◆ Your task: State how many lines of the records contain the string "screenshot". Give the number alone.

◆ Provided information:
begin

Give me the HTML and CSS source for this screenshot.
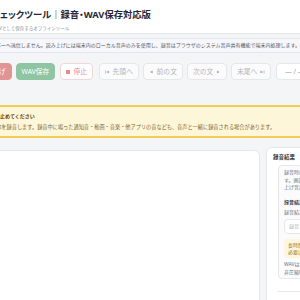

end
begin

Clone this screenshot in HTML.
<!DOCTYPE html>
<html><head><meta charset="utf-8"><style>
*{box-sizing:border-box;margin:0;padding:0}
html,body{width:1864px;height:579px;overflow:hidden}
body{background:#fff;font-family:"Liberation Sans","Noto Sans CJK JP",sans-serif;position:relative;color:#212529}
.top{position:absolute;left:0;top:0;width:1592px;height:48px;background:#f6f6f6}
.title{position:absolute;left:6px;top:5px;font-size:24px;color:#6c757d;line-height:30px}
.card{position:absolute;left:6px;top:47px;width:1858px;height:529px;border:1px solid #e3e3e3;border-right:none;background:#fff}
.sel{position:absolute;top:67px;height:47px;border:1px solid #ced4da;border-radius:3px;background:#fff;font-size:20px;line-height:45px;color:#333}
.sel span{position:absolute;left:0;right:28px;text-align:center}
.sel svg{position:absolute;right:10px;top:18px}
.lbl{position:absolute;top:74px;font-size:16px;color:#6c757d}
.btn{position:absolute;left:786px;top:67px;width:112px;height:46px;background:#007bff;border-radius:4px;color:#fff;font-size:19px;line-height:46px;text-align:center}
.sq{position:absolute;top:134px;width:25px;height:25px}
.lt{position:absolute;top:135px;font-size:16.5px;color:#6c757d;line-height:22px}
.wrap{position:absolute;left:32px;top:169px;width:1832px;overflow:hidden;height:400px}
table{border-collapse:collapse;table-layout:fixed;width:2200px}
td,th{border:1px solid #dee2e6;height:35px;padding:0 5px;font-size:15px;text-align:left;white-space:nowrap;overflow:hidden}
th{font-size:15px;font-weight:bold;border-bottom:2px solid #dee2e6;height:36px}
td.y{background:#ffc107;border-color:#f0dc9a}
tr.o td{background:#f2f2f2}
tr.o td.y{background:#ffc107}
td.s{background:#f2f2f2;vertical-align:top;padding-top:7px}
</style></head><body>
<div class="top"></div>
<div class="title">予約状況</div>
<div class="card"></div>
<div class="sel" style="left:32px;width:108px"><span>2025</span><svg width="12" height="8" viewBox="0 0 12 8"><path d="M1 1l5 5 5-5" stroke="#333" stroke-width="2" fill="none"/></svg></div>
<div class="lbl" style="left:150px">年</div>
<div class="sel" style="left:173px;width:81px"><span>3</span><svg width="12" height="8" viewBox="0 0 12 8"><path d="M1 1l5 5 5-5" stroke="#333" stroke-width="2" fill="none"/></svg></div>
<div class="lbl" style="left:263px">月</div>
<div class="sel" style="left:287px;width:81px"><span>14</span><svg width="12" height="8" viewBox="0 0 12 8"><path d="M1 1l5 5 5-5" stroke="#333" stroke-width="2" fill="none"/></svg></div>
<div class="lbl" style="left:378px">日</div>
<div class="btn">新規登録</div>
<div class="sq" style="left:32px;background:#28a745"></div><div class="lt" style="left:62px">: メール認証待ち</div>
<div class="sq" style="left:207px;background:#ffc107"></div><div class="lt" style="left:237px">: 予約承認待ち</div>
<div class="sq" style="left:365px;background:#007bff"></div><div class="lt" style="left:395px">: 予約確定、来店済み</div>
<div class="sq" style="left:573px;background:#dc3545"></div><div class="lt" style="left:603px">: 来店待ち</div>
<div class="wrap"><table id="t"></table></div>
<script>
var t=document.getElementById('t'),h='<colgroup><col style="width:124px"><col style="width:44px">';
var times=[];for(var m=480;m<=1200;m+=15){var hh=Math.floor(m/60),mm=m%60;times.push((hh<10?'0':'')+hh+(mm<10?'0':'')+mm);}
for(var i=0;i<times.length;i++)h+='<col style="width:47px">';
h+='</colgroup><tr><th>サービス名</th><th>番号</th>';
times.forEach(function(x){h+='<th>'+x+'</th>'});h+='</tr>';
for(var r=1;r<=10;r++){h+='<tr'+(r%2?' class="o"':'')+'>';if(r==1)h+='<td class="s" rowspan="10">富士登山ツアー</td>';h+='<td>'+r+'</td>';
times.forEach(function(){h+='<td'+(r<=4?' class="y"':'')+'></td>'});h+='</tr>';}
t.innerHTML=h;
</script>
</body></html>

end
begin

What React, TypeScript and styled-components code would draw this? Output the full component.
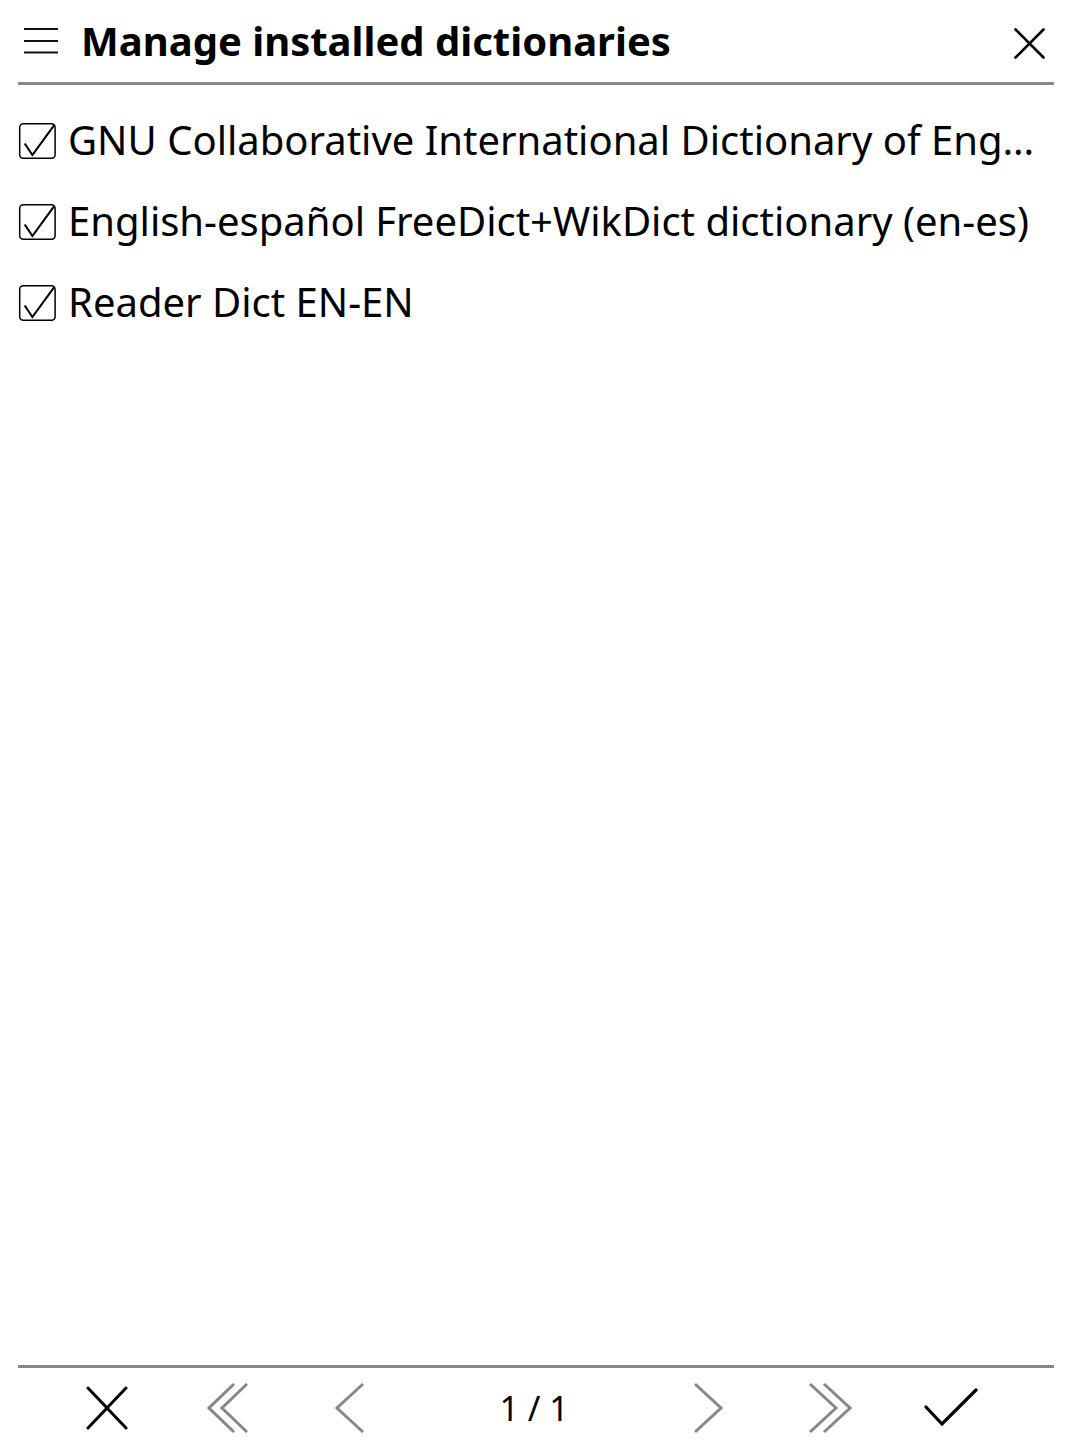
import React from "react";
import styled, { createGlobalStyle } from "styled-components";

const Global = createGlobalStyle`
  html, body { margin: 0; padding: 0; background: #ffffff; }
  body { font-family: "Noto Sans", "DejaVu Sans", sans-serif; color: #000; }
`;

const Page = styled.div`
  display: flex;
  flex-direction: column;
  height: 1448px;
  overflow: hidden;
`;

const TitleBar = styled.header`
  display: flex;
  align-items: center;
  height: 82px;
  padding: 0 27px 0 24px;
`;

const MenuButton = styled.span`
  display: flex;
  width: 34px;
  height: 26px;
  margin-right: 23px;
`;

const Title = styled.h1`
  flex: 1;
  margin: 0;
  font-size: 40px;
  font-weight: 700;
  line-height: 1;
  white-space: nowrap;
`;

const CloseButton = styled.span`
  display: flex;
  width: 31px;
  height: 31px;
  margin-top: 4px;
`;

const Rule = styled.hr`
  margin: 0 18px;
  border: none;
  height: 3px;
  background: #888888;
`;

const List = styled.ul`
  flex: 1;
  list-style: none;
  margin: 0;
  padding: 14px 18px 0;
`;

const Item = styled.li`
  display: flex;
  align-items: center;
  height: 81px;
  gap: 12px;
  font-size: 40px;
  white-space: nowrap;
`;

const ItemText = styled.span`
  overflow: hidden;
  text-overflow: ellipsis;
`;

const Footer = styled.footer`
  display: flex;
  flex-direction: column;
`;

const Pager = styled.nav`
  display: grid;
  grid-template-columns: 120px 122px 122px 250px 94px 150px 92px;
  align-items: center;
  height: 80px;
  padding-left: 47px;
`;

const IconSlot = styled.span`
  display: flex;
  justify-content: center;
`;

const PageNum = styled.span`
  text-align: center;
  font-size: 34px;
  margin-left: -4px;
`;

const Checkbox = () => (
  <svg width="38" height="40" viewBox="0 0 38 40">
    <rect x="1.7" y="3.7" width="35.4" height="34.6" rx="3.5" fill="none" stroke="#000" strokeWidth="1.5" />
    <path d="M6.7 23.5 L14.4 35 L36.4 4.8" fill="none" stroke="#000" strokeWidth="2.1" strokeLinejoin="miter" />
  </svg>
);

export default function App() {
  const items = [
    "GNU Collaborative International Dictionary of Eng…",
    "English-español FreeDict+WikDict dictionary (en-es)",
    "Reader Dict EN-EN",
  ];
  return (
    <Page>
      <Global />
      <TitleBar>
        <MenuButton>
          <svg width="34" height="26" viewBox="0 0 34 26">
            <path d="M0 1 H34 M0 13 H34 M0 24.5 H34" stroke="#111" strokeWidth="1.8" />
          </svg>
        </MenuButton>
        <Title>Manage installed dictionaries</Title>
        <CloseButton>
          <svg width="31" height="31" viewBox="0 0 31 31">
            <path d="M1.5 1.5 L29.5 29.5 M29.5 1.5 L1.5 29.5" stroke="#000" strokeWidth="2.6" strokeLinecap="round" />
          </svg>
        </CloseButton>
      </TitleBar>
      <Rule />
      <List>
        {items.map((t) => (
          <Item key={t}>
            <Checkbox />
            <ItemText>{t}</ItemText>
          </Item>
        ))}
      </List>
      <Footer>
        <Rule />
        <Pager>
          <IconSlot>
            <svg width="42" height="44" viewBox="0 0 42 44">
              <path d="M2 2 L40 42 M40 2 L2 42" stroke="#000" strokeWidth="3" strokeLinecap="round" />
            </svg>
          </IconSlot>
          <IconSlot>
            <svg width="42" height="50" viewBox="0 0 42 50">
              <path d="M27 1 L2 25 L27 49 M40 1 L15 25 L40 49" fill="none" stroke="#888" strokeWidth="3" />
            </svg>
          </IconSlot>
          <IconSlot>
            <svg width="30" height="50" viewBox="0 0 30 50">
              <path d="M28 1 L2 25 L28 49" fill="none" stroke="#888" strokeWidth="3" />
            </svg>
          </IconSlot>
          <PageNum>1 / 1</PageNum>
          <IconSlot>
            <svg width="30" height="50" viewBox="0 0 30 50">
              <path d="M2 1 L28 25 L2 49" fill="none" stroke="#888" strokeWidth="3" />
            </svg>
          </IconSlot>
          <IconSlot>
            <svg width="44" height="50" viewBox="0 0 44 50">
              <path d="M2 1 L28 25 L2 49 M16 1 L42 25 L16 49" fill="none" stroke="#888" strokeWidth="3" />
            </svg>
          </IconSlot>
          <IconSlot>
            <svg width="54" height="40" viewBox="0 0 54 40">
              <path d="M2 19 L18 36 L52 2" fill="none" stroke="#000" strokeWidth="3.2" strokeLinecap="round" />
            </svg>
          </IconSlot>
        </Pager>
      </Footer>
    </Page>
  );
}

end

◆ Answer to this exercise: 2